Exercise
The listing below contains a span that opens with the line containing "Emit a component" and closes with the line containing "import React from". Return that span exactly.
• • • •
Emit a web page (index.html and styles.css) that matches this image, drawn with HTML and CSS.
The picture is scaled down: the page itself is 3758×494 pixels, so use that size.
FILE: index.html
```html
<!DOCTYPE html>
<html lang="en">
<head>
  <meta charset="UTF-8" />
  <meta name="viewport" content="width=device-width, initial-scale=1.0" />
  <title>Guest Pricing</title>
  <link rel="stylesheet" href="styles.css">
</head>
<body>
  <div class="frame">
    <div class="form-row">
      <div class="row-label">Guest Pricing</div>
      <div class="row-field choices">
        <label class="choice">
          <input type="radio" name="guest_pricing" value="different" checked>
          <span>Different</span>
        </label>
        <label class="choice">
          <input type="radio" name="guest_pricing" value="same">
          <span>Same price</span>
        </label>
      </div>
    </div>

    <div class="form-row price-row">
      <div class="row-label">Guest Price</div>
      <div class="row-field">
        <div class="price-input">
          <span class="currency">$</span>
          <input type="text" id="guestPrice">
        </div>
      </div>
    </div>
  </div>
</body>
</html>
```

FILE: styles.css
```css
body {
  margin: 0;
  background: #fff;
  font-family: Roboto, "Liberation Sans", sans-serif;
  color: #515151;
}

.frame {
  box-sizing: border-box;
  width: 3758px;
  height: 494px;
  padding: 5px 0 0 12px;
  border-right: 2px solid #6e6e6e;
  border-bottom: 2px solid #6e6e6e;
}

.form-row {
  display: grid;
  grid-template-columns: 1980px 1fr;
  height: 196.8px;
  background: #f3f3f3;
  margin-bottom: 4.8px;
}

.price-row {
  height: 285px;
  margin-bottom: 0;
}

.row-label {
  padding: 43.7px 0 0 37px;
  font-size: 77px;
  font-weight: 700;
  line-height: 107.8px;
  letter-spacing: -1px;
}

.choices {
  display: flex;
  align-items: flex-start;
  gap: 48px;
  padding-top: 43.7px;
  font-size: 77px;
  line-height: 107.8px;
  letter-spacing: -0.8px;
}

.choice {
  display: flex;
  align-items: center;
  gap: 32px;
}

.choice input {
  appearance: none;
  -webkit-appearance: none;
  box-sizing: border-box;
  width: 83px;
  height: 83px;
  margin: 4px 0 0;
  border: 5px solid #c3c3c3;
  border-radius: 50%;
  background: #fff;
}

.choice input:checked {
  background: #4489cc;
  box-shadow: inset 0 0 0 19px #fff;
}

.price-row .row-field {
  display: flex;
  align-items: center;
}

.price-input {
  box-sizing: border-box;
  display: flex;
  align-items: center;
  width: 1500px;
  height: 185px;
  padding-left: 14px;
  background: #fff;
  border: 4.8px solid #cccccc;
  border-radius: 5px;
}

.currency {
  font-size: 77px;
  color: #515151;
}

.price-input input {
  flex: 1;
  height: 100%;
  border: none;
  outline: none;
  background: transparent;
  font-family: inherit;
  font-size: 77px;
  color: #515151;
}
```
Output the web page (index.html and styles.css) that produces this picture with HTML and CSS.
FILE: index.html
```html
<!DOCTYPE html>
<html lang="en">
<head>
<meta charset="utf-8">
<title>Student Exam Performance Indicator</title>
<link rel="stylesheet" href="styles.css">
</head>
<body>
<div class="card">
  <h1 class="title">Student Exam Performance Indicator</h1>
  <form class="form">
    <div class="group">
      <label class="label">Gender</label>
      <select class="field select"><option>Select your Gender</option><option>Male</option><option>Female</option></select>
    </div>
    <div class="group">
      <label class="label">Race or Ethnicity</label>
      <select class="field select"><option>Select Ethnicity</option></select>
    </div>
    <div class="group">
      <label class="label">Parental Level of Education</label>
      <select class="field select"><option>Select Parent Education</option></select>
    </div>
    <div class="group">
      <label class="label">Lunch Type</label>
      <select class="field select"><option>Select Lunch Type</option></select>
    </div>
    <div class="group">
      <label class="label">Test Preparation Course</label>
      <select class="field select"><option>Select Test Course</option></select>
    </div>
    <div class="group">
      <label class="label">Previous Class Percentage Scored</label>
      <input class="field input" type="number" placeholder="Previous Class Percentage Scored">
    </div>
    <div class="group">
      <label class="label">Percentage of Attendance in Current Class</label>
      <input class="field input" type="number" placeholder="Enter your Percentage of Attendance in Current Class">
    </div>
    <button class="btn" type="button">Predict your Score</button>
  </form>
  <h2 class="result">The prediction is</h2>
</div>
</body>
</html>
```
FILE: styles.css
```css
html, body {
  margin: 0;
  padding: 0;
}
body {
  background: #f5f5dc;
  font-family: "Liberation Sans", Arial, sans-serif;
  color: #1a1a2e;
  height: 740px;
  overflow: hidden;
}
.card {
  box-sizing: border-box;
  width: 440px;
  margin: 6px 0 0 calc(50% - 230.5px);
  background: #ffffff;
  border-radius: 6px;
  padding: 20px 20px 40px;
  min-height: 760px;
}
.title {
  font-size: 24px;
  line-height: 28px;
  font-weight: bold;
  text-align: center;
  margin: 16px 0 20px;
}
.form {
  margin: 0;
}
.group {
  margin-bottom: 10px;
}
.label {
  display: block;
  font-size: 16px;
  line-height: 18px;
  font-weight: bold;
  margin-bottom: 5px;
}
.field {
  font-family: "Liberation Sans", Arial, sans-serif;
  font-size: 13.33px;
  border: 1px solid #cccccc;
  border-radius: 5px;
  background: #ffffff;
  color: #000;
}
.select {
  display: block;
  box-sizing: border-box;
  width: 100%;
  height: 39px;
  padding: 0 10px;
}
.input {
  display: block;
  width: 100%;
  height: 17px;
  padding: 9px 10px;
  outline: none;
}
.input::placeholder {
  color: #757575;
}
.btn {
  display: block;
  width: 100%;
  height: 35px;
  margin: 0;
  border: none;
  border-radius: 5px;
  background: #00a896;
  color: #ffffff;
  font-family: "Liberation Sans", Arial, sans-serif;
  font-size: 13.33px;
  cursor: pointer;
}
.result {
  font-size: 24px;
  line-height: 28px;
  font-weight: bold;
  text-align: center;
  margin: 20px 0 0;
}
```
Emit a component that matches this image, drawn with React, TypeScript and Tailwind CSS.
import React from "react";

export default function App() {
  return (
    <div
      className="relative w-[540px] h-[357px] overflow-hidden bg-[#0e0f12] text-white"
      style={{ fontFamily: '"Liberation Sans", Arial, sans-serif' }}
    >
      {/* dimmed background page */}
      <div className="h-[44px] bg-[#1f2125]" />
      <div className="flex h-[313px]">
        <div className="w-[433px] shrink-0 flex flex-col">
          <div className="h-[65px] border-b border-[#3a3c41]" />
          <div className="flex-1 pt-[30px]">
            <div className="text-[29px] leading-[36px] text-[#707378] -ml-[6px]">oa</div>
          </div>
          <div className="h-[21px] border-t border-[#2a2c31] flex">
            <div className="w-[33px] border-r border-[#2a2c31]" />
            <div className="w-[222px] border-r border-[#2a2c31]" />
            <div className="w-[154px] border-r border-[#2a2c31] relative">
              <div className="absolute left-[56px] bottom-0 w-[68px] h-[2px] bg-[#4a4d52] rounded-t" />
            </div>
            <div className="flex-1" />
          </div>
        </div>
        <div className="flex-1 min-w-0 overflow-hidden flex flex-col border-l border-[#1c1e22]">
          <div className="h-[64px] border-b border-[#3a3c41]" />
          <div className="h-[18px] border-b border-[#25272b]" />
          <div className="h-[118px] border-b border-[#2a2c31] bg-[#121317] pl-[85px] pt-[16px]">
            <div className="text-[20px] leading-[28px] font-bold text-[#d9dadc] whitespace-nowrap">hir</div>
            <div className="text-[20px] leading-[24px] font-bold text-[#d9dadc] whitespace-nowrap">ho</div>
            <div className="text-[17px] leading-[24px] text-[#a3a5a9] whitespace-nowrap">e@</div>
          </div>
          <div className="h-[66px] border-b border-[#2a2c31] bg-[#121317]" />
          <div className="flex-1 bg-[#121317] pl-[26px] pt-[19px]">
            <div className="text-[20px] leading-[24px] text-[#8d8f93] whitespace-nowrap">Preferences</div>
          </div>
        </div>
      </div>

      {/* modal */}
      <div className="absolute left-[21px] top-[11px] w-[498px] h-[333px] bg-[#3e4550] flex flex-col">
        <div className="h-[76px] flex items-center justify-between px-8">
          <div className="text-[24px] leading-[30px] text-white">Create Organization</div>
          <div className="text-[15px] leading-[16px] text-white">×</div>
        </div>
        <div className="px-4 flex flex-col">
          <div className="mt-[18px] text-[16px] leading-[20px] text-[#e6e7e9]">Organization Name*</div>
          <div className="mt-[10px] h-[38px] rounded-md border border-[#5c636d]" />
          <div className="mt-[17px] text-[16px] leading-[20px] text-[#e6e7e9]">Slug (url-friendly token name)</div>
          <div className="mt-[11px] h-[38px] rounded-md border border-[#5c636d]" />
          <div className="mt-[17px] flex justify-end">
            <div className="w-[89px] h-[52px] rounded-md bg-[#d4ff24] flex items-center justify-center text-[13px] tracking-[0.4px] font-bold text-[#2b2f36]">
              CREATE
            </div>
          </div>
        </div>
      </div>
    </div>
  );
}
• • • •
Exercise solution
Emit a component that matches this image, drawn with React, TypeScript and Tailwind CSS.
import React from "react";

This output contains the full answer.